→ SUPPLIED MATERIAL
┌────────
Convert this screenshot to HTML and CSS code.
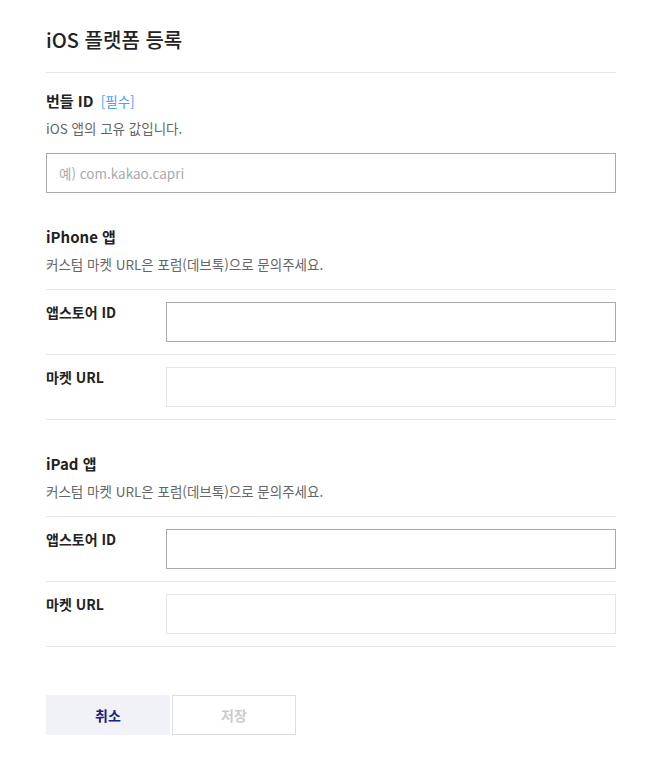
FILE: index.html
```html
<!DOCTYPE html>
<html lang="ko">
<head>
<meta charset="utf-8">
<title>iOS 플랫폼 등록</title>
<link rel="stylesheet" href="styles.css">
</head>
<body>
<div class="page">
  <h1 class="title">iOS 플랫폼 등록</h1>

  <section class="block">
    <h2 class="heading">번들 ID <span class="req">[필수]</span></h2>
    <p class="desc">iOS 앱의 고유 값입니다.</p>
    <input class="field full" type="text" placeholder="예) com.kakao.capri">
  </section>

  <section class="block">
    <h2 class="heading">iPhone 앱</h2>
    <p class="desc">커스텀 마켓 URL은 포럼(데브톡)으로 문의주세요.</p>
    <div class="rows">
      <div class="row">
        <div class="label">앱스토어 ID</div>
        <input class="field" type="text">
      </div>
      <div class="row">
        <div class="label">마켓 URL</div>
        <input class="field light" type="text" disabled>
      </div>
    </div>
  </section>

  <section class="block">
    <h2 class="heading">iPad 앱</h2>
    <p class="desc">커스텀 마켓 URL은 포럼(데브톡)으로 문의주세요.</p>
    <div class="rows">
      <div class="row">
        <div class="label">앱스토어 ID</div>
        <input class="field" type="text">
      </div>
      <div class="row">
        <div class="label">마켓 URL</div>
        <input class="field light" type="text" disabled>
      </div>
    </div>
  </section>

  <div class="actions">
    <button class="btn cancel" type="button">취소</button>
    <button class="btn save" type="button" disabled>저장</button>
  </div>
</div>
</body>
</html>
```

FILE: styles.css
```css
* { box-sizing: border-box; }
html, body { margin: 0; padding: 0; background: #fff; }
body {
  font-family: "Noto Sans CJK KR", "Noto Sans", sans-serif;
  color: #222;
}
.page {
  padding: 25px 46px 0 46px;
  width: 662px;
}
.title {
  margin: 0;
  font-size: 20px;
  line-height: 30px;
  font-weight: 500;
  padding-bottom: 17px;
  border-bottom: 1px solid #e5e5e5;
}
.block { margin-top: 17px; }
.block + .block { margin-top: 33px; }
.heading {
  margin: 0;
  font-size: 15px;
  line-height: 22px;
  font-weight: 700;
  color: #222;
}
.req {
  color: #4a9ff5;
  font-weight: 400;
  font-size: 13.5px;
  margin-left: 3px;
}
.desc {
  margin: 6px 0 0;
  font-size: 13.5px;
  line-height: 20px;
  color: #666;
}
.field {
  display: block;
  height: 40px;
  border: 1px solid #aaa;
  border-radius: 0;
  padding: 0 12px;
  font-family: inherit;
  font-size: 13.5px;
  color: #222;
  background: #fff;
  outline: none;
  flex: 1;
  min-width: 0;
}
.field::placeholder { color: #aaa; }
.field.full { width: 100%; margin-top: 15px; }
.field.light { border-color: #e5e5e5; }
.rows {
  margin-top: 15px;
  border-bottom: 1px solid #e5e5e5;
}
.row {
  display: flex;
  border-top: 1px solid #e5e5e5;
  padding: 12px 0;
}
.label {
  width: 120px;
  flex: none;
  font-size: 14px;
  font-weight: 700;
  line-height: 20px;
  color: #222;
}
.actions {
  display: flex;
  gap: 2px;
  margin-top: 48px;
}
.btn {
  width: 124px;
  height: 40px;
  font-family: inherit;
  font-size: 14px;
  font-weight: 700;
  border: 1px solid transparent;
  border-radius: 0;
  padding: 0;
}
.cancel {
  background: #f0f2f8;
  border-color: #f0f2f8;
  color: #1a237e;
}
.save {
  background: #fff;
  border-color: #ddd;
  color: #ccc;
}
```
└────────
→ TASK BRIEF
Print the listing above in full, exactly as written. Omit any pictures.

→ WRITTEN ANSWER
Convert this screenshot to HTML and CSS code.
FILE: index.html
```html
<!DOCTYPE html>
<html lang="ko">
<head>
<meta charset="utf-8">
<title>iOS 플랫폼 등록</title>
<link rel="stylesheet" href="styles.css">
</head>
<body>
<div class="page">
  <h1 class="title">iOS 플랫폼 등록</h1>

  <section class="block">
    <h2 class="heading">번들 ID <span class="req">[필수]</span></h2>
    <p class="desc">iOS 앱의 고유 값입니다.</p>
    <input class="field full" type="text" placeholder="예) com.kakao.capri">
  </section>

  <section class="block">
    <h2 class="heading">iPhone 앱</h2>
    <p class="desc">커스텀 마켓 URL은 포럼(데브톡)으로 문의주세요.</p>
    <div class="rows">
      <div class="row">
        <div class="label">앱스토어 ID</div>
        <input class="field" type="text">
      </div>
      <div class="row">
        <div class="label">마켓 URL</div>
        <input class="field light" type="text" disabled>
      </div>
    </div>
  </section>

  <section class="block">
    <h2 class="heading">iPad 앱</h2>
    <p class="desc">커스텀 마켓 URL은 포럼(데브톡)으로 문의주세요.</p>
    <div class="rows">
      <div class="row">
        <div class="label">앱스토어 ID</div>
        <input class="field" type="text">
      </div>
      <div class="row">
        <div class="label">마켓 URL</div>
        <input class="field light" type="text" disabled>
      </div>
    </div>
  </section>

  <div class="actions">
    <button class="btn cancel" type="button">취소</button>
    <button class="btn save" type="button" disabled>저장</button>
  </div>
</div>
</body>
</html>
```

FILE: styles.css
```css
* { box-sizing: border-box; }
html, body { margin: 0; padding: 0; background: #fff; }
body {
  font-family: "Noto Sans CJK KR", "Noto Sans", sans-serif;
  color: #222;
}
.page {
  padding: 25px 46px 0 46px;
  width: 662px;
}
.title {
  margin: 0;
  font-size: 20px;
  line-height: 30px;
  font-weight: 500;
  padding-bottom: 17px;
  border-bottom: 1px solid #e5e5e5;
}
.block { margin-top: 17px; }
.block + .block { margin-top: 33px; }
.heading {
  margin: 0;
  font-size: 15px;
  line-height: 22px;
  font-weight: 700;
  color: #222;
}
.req {
  color: #4a9ff5;
  font-weight: 400;
  font-size: 13.5px;
  margin-left: 3px;
}
.desc {
  margin: 6px 0 0;
  font-size: 13.5px;
  line-height: 20px;
  color: #666;
}
.field {
  display: block;
  height: 40px;
  border: 1px solid #aaa;
  border-radius: 0;
  padding: 0 12px;
  font-family: inherit;
  font-size: 13.5px;
  color: #222;
  background: #fff;
  outline: none;
  flex: 1;
  min-width: 0;
}
.field::placeholder { color: #aaa; }
.field.full { width: 100%; margin-top: 15px; }
.field.light { border-color: #e5e5e5; }
.rows {
  margin-top: 15px;
  border-bottom: 1px solid #e5e5e5;
}
.row {
  display: flex;
  border-top: 1px solid #e5e5e5;
  padding: 12px 0;
}
.label {
  width: 120px;
  flex: none;
  font-size: 14px;
  font-weight: 700;
  line-height: 20px;
  color: #222;
}
.actions {
  display: flex;
  gap: 2px;
  margin-top: 48px;
}
.btn {
  width: 124px;
  height: 40px;
  font-family: inherit;
  font-size: 14px;
  font-weight: 700;
  border: 1px solid transparent;
  border-radius: 0;
  padding: 0;
}
.cancel {
  background: #f0f2f8;
  border-color: #f0f2f8;
  color: #1a237e;
}
.save {
  background: #fff;
  border-color: #ddd;
  color: #ccc;
}
```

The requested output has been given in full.